Data to use -

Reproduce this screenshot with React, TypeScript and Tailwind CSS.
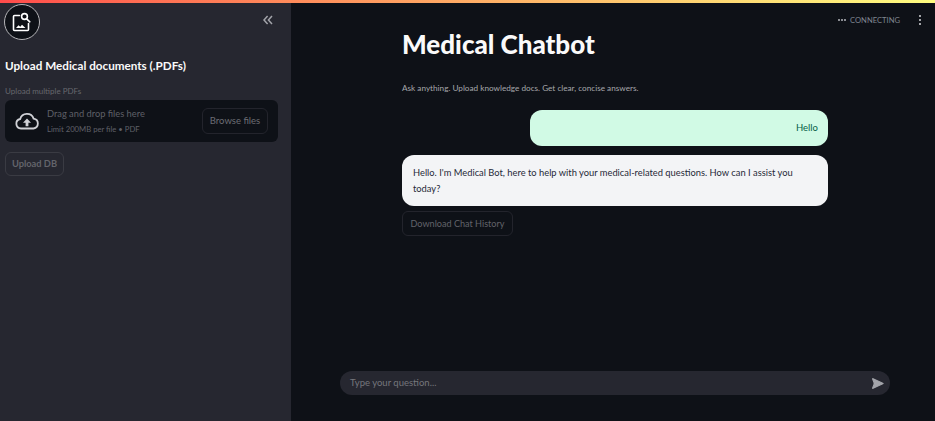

---

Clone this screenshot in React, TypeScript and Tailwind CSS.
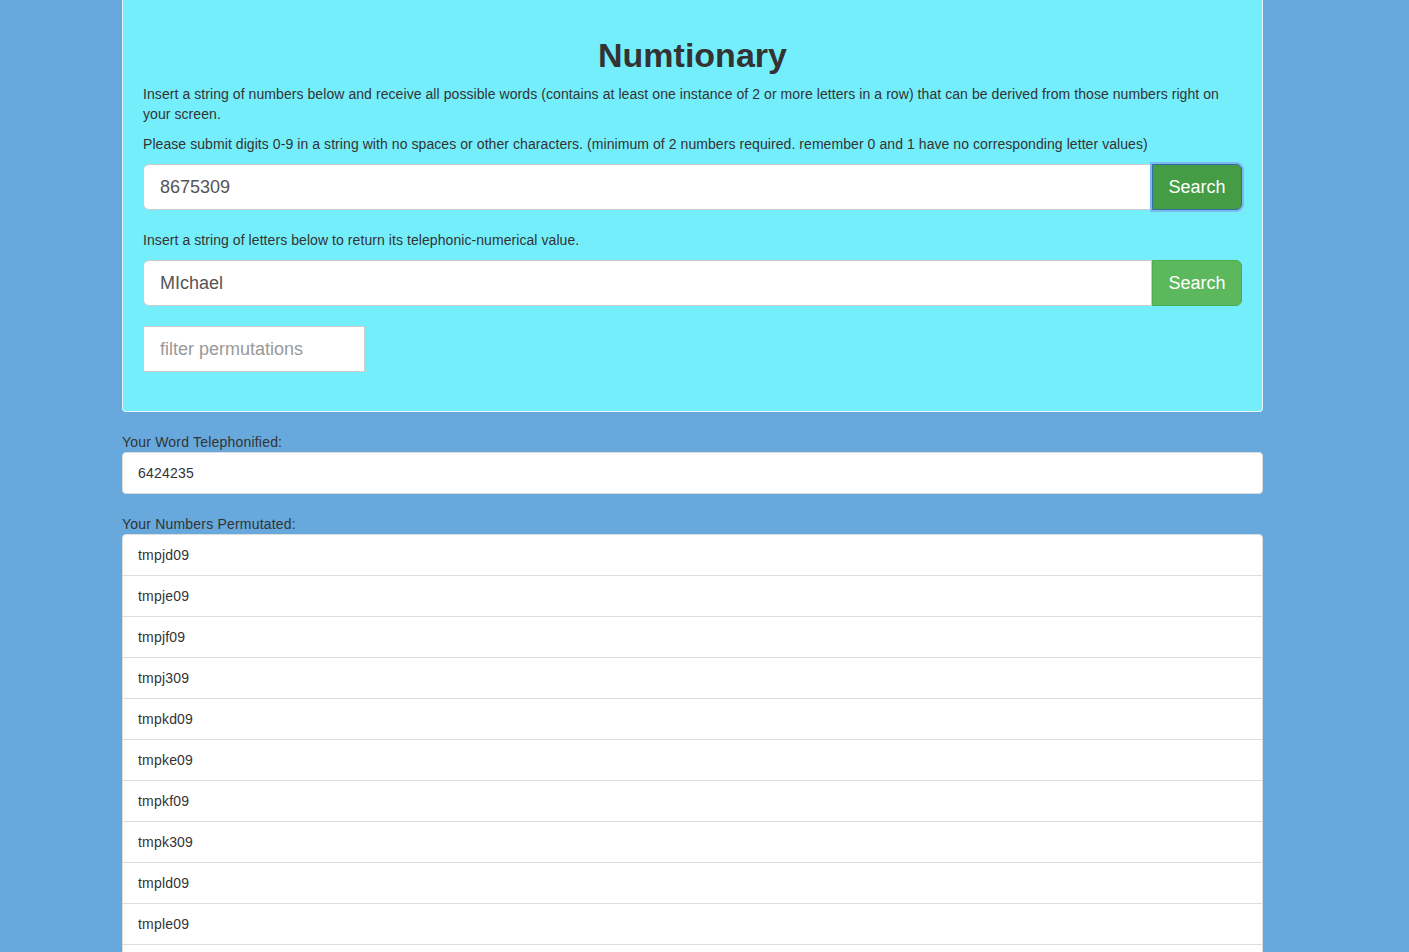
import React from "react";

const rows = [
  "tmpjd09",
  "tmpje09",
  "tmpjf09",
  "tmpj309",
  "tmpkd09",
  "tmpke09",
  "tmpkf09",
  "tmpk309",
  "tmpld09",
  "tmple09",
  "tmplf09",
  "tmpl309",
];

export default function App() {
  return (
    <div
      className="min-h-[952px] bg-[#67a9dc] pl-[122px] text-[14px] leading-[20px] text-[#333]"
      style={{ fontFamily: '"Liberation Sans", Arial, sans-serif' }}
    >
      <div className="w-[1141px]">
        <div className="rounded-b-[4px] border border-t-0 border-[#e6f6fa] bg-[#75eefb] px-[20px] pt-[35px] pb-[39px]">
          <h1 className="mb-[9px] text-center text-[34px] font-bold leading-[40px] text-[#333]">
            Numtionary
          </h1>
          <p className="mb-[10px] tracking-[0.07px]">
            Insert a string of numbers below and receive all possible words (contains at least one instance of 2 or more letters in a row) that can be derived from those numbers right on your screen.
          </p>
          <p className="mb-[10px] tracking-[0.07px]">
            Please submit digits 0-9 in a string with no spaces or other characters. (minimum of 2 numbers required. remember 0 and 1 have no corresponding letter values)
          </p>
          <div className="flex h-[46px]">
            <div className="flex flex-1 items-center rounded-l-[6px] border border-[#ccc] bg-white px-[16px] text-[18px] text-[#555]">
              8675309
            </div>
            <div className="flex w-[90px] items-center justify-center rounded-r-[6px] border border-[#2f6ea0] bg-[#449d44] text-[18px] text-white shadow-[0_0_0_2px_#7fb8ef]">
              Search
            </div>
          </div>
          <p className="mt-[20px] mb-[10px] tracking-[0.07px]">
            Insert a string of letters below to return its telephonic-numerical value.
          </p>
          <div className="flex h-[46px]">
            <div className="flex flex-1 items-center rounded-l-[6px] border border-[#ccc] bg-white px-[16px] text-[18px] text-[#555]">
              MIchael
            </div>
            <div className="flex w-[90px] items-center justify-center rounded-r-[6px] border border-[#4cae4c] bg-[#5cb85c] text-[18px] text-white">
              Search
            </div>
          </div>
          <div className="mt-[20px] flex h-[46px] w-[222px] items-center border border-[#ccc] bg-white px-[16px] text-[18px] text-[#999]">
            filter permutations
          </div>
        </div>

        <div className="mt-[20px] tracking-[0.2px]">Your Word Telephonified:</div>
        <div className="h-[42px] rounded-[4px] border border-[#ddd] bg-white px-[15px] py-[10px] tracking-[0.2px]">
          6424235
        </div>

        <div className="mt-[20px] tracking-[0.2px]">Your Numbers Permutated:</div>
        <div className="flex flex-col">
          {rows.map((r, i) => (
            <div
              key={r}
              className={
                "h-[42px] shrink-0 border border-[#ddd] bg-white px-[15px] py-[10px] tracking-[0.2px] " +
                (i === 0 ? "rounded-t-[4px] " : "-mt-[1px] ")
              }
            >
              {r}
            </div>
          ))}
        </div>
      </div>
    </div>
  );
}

Task - From the data above, copy each line that has the string "this".

Response to the task -
Reproduce this screenshot with React, TypeScript and Tailwind CSS.
Clone this screenshot in React, TypeScript and Tailwind CSS.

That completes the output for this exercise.